Так, первые два двустишия, разделенные противительным союзом но, моделируют временной переход от прошлого к настоящему -сам процесс претворения тяжелого душевного опыта в "светлую печаль". Третье двустишие вводит тему будущего (грядущего волнуемое море), которое рисуется пока фатально и однозначно как труд и горе -по контрасту с угасшим весельем минувших лет. Но следующее двустишие, кстати говоря, опять-таки вводимое противительным союзом, дает совершенно новую обработку уже заявленной темы предвидений судьбы. Непреложному фатуму действительности, трагической мысли о смерти поэт решает противопоставить категорический императив: "Но не хочу, о други, умирать; / Я жить хочу, чтоб мыслить и страдать".
Заметим, что данное двустишие приходится ровно на середину всей лирической композиции.
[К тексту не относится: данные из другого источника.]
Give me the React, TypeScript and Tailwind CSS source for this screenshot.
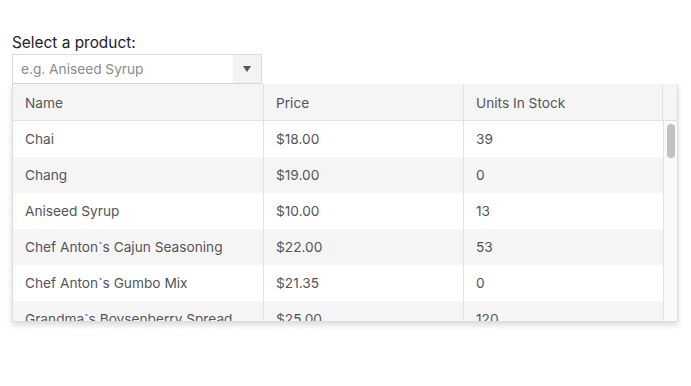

Оно резко отличается от предшествующих и в грамматическом плане. Модальные конструкции маркируют ввод иной реальности -реальности поэтической мечты, преодолевающей трагические законы земного материального мира. Об этом Пушкин прекрасно скажет в другом болдинском стихотворении: "Тьмы низких истин мне дороже / Нас возвышающий обман" (3, 189). Особая волевая решимость лирического субъекта подчеркнута тавтологической внутренней рифмой, приходящейся на мужские цезуры первых полустиший рифмующихся попарно стихов: Но не хочу... -Я жить хочу... При этом важно отметить, что полное звуковое тождество (или тавтологическая рифма) оборачивается у Пушкина существеннейшим для всего стихотворения семантическим контрастом. Специфически пушкинским представляется также следующее обстоятельство: элегическая медитация, осваивая экзистенциальную проблематику, не случайно разворачивается в тесных рамках уединенного сознания, но удивительно, что начиная с 7-й строки она выходит в широкий мир дружеского общения, предполагающего установку на диалог (в этом плане показательна фигура обращения о други).